§ Exercise requirements:
Scan the data below and report how many lines include the word "React". Nothing else is wanted.

# Start of Given records

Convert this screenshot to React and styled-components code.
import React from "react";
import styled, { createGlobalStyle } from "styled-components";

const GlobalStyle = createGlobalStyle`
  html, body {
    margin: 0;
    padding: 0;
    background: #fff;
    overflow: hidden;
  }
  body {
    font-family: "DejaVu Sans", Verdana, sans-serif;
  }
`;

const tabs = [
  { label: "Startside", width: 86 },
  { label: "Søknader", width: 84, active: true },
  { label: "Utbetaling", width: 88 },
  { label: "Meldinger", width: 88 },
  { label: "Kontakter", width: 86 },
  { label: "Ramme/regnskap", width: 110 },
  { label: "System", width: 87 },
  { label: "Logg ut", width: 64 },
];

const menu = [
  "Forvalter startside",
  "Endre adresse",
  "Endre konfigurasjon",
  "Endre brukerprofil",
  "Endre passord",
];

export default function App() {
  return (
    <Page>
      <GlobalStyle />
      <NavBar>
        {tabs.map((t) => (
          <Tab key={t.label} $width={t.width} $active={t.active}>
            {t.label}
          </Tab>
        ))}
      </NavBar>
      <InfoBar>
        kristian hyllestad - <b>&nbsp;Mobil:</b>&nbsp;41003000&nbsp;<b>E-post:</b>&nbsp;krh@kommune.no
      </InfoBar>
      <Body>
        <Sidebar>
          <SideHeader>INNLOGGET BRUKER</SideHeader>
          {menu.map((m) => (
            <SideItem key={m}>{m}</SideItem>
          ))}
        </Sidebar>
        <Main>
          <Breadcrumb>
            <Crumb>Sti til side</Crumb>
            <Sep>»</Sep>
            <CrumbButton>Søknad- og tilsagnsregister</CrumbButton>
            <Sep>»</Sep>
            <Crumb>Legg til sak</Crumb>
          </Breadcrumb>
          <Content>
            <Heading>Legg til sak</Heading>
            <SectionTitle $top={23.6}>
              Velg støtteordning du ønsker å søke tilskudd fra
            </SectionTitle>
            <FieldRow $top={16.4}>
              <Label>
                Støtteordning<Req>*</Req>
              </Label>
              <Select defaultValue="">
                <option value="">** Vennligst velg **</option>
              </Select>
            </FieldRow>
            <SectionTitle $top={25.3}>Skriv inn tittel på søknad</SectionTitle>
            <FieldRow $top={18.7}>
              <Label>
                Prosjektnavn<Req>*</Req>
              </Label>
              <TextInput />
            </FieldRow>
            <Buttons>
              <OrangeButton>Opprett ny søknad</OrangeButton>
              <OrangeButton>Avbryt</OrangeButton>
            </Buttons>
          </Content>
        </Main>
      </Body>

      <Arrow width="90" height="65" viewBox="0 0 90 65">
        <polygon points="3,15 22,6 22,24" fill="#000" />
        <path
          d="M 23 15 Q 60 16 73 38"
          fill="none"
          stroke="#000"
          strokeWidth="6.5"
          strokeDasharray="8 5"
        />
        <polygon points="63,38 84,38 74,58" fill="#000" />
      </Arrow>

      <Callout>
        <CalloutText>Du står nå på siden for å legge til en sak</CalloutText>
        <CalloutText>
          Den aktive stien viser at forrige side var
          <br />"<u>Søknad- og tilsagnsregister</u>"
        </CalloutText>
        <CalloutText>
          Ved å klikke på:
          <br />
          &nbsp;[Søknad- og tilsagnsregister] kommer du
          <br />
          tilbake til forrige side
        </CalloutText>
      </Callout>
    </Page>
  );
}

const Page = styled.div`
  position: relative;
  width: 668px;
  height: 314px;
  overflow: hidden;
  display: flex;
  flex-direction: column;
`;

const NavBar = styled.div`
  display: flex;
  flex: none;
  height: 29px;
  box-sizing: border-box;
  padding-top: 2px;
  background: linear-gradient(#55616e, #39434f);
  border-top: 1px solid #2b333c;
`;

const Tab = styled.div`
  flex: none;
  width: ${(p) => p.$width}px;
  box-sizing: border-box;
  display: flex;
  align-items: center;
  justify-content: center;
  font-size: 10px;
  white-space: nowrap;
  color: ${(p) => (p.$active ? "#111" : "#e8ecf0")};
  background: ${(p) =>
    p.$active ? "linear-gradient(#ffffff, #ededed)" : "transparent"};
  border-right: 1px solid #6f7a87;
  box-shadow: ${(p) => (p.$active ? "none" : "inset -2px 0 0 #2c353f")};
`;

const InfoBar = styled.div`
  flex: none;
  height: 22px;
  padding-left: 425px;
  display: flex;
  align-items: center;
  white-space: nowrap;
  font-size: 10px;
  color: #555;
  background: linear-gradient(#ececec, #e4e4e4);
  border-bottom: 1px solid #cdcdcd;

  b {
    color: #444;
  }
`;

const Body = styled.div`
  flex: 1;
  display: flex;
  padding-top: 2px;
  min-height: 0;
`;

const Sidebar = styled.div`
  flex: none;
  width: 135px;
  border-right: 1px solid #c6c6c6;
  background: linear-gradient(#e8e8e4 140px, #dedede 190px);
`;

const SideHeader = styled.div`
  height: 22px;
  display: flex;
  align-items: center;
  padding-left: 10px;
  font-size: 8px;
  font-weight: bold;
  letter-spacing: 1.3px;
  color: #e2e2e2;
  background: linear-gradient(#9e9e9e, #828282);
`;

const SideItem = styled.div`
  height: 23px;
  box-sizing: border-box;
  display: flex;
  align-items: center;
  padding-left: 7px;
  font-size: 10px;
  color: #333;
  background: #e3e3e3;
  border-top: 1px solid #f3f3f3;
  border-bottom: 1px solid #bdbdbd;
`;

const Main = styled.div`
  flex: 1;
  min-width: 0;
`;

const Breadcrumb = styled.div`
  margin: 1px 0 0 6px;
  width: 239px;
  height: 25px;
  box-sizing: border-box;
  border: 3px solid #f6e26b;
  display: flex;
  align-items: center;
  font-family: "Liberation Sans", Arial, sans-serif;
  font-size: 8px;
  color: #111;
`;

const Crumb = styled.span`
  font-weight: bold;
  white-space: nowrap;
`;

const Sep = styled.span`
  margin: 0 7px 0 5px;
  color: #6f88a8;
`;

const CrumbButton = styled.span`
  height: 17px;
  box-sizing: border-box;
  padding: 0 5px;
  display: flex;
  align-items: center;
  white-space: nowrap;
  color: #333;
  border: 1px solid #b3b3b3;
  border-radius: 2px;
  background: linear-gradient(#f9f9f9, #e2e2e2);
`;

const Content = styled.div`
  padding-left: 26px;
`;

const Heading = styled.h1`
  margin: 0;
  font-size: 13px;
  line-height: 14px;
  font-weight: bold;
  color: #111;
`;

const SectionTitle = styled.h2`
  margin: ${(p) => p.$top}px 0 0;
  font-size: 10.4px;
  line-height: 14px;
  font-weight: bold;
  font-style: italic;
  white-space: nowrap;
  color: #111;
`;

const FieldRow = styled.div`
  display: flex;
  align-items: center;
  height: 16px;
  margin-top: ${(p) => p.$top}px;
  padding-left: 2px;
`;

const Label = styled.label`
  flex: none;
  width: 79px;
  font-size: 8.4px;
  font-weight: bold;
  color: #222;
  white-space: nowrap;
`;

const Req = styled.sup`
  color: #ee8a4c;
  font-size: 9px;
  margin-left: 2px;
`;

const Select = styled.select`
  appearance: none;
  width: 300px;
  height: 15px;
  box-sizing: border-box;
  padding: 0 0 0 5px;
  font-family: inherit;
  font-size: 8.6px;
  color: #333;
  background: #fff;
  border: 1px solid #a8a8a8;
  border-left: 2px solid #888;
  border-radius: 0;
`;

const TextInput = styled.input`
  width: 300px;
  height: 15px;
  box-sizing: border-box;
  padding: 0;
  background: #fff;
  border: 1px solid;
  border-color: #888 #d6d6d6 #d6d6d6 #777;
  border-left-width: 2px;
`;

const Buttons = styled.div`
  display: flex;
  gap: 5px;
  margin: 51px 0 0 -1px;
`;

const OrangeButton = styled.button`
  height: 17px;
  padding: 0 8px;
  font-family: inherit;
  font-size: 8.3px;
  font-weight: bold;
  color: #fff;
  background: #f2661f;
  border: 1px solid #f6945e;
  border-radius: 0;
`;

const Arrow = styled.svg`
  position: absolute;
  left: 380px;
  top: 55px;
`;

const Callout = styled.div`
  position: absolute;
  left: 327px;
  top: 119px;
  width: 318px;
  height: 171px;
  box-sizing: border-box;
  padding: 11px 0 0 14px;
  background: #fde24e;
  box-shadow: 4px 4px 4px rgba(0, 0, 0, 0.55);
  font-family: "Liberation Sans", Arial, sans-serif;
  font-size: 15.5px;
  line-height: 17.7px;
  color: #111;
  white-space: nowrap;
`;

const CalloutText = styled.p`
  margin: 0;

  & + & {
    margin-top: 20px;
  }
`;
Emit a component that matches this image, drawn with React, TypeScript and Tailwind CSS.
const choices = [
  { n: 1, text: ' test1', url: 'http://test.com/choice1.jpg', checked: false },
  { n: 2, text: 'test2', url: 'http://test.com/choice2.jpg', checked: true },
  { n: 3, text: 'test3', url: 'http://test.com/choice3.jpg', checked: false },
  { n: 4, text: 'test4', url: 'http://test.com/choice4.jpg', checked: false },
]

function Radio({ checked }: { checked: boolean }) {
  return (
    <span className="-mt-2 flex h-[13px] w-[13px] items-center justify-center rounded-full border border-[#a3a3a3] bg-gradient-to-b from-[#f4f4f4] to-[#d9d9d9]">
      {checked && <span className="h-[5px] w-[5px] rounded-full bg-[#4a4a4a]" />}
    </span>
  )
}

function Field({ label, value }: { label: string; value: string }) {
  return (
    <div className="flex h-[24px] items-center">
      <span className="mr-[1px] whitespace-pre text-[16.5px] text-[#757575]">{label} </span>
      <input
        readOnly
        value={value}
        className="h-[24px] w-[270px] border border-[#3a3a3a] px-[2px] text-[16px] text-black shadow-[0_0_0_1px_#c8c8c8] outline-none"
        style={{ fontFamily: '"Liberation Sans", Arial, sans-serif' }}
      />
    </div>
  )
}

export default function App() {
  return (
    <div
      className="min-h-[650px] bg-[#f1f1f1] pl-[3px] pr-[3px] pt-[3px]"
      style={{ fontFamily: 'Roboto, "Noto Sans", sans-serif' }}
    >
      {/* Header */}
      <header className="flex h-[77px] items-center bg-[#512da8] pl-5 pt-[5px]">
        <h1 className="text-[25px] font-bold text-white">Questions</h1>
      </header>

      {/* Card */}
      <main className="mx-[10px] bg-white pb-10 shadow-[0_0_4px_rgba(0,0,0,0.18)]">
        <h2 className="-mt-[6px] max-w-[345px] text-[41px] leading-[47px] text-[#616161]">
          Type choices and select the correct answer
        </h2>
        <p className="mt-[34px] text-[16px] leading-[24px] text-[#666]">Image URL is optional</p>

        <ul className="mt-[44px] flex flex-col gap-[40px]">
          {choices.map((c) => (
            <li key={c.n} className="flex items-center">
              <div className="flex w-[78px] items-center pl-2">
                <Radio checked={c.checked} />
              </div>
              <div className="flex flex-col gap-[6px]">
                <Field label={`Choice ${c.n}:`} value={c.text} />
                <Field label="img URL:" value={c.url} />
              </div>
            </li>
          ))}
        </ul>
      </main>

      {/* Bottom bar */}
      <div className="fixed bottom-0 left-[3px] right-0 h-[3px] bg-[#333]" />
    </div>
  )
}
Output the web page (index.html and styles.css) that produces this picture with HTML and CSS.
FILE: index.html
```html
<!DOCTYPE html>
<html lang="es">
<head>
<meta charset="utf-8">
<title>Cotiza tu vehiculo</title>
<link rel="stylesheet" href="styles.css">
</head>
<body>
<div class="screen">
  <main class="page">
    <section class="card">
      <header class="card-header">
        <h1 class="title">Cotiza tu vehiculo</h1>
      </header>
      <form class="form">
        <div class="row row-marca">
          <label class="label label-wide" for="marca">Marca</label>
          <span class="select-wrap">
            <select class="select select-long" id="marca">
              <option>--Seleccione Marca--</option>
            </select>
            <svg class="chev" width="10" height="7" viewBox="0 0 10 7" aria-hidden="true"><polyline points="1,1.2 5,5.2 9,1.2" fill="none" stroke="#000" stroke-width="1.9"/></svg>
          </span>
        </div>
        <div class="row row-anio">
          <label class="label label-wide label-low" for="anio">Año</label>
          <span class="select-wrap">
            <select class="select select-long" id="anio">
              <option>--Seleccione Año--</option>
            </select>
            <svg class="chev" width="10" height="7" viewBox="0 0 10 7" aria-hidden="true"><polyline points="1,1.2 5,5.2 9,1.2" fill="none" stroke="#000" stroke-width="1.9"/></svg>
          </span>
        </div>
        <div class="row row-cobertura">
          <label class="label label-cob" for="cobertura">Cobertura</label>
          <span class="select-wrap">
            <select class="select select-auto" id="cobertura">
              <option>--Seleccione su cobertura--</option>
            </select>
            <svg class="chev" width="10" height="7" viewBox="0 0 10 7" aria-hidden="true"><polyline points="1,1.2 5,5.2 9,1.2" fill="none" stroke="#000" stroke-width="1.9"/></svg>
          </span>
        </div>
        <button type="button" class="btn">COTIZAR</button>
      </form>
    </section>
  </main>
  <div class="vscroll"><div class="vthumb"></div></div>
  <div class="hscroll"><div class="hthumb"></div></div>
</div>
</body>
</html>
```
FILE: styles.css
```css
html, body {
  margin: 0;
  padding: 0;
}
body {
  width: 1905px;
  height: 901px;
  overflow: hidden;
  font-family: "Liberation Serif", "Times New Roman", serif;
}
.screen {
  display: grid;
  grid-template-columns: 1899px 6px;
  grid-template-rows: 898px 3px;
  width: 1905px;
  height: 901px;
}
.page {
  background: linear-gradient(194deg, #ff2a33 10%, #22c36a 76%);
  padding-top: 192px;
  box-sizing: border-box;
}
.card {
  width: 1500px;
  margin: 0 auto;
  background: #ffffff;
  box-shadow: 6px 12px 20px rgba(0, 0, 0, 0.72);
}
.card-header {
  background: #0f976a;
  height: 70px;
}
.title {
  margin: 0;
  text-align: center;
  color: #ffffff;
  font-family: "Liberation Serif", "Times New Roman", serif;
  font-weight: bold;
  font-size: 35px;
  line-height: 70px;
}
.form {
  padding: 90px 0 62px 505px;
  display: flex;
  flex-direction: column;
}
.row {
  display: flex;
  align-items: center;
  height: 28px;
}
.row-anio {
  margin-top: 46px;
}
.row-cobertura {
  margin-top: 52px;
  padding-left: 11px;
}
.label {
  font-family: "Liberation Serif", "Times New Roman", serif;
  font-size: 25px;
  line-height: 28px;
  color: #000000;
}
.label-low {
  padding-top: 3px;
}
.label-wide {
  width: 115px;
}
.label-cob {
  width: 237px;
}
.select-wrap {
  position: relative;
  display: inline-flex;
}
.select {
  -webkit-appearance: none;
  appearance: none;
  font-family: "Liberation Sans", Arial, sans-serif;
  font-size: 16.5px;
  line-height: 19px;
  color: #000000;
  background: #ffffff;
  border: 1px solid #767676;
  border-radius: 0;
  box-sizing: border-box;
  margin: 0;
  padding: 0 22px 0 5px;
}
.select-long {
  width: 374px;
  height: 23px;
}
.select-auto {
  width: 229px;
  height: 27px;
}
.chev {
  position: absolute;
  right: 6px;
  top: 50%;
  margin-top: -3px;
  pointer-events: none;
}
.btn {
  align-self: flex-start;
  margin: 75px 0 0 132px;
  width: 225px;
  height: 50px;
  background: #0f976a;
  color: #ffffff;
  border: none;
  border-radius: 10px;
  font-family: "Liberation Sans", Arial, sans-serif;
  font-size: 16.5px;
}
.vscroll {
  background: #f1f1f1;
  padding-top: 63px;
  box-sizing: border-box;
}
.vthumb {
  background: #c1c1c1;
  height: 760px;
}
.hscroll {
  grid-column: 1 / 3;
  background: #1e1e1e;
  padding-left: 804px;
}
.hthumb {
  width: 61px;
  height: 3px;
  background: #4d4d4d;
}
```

# End of Given records

§ Expected answer:
3